The canal authority hasn’t decided about building a fourth set of locks that could handle the kind of ships with capacities of more than 14,000 TEUs that would be able to transit the proposed Nicaragua canal but not the new Panama locks.
“We feel that the size of vessels that we will be able to handle after the expansion will be sufficient at this time,” Quijano said. “Several Chinese companies have shown interest in building and financing a fourth set of locks, but what I have told all of them is that we are going to start studying demand and how we can do other things to augment the canal’s capacity, before making any decision.”
The canal administrator acknowledged that the expansion project already has cost more than the original $5.25 billion target, but he declined to estimate how much it would cost in the long run.
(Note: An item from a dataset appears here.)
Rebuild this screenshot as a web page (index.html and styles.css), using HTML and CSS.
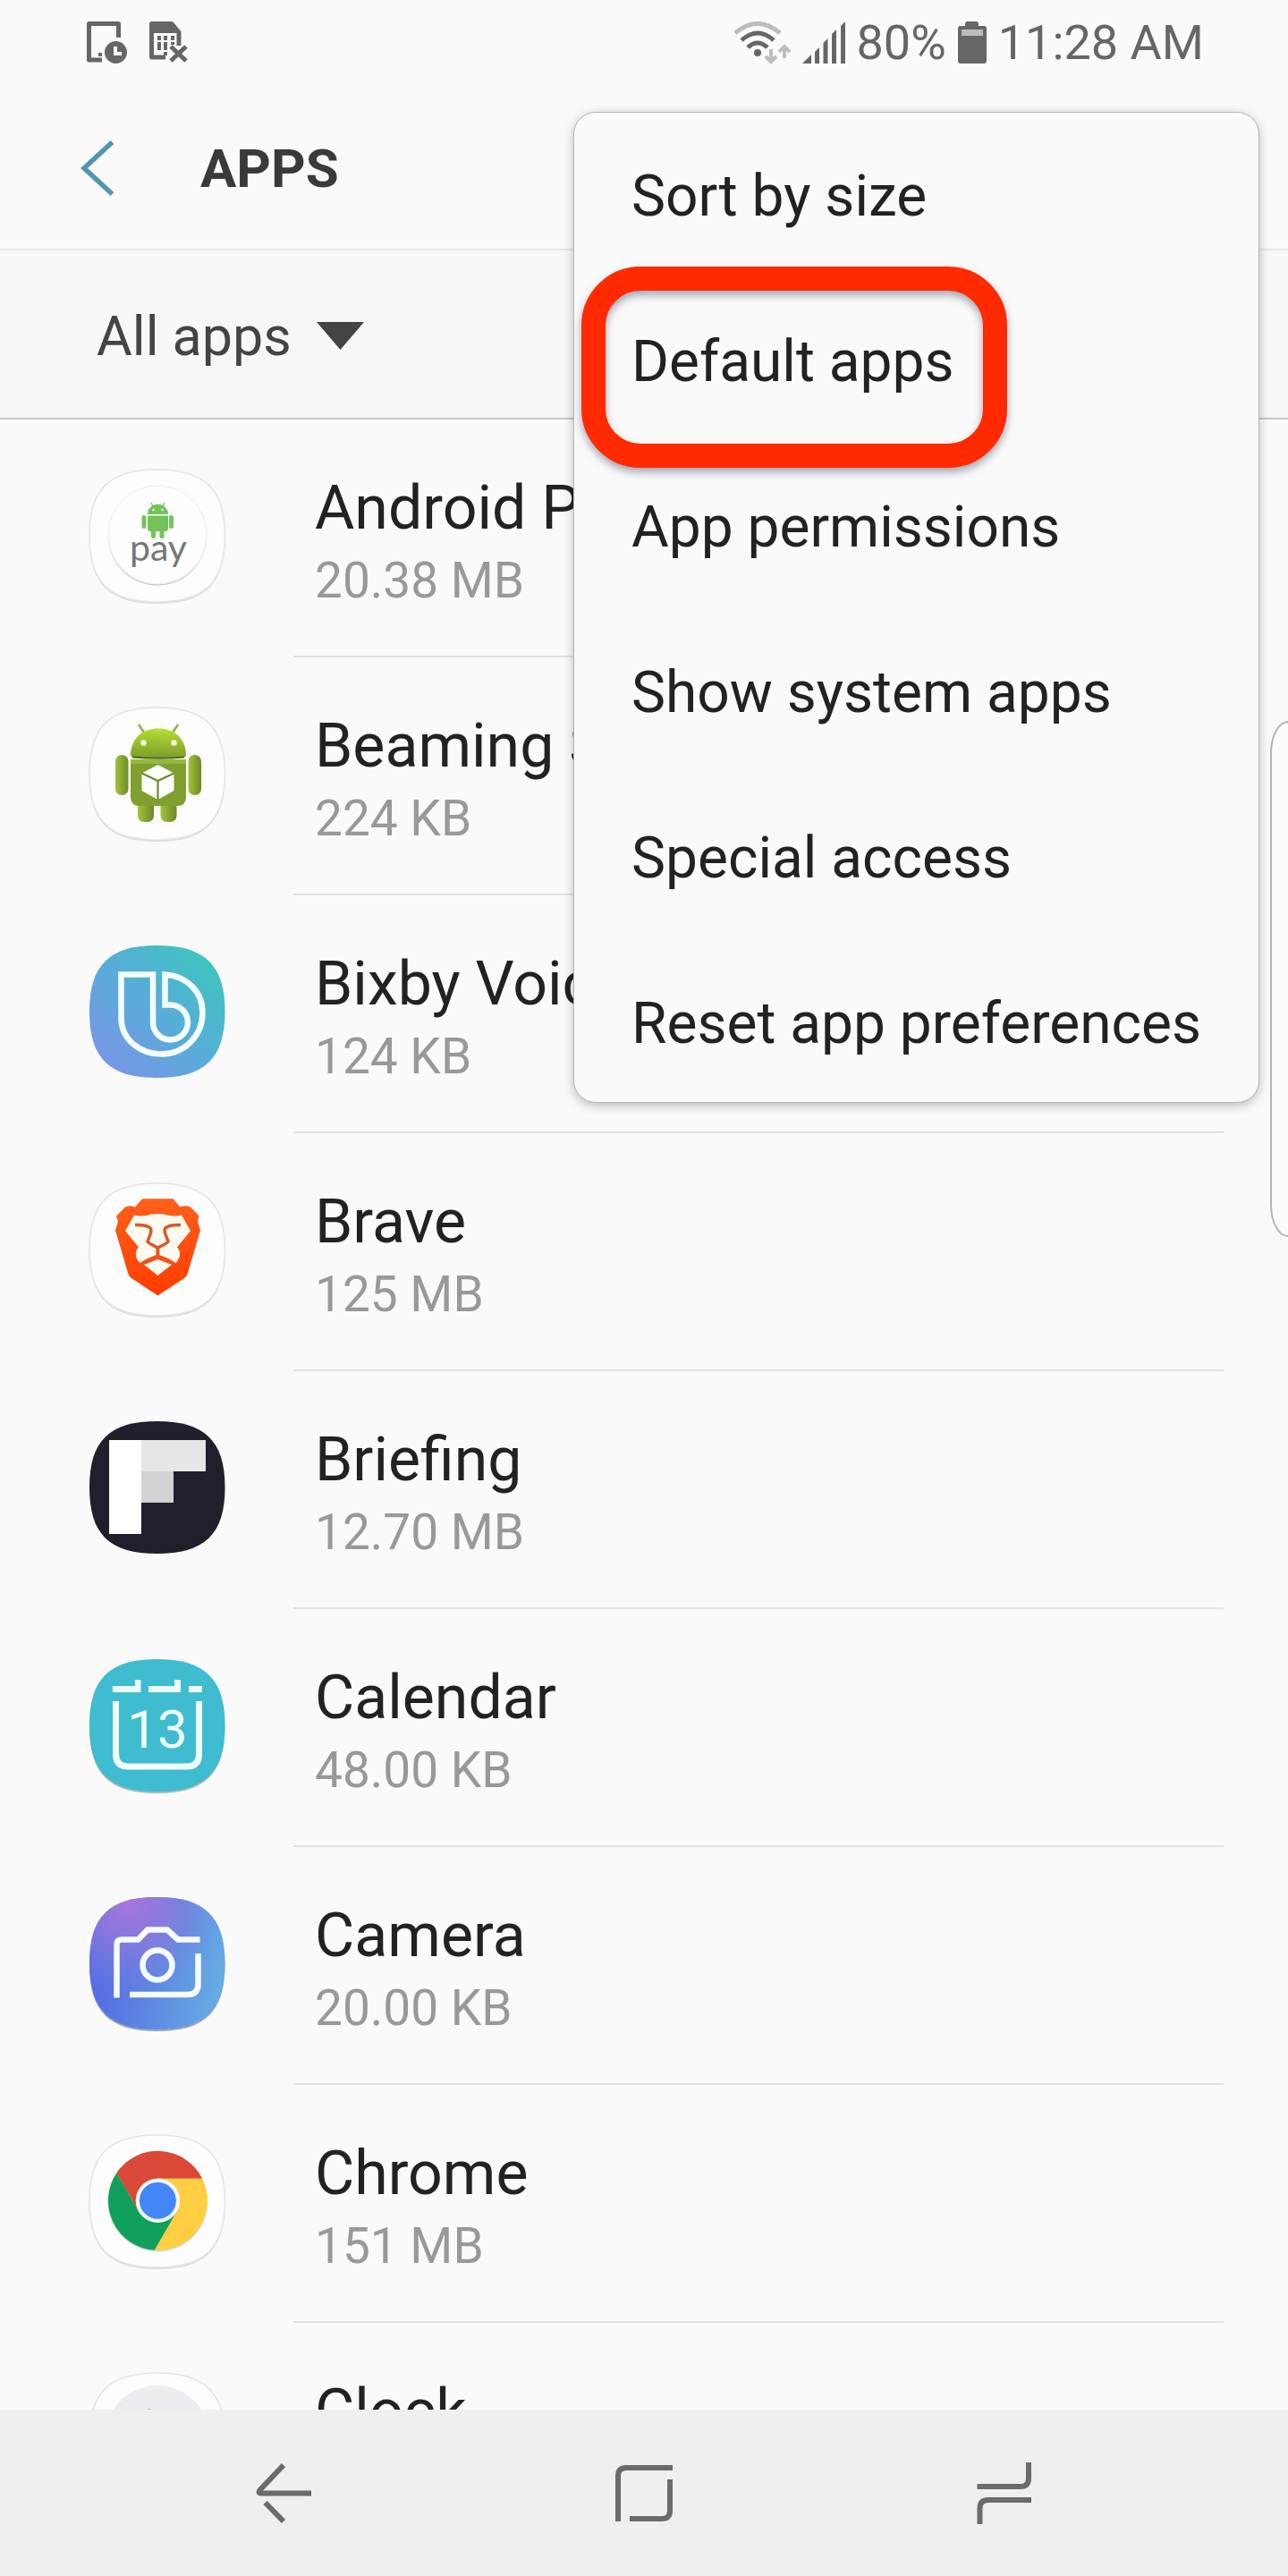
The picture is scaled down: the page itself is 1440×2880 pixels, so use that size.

After a dispute with GUPC, the lead contractor that built the new locks, over cost overruns, an arbitrator ruled in January that the canal authority had to pay GUPC $233 million of the $463 million the engineering consortium had sought.
The canal authority already has paid the $233 million, but is appealing the arbitrator’s decision. “We are taking that to arbitration ourselves, and we expect to recover that money,” Quijano said. The payment used up the $100 million to $200 million in contingency funds that were part of the original budget. “By the time we complete this year, we’ll be over (budget) by maybe $100 million.”
The canal authority still faces a bigger budget-buster if another arbitration panel rules on more GUPC claims for $2.3 billion in cost overruns. That panel will hold its first hearing on the issue in December in Miami. “I cannot anticipate what the final cost will be,” Quijano said, “but we have strong cases, and we’ll see how it turns out in the end.”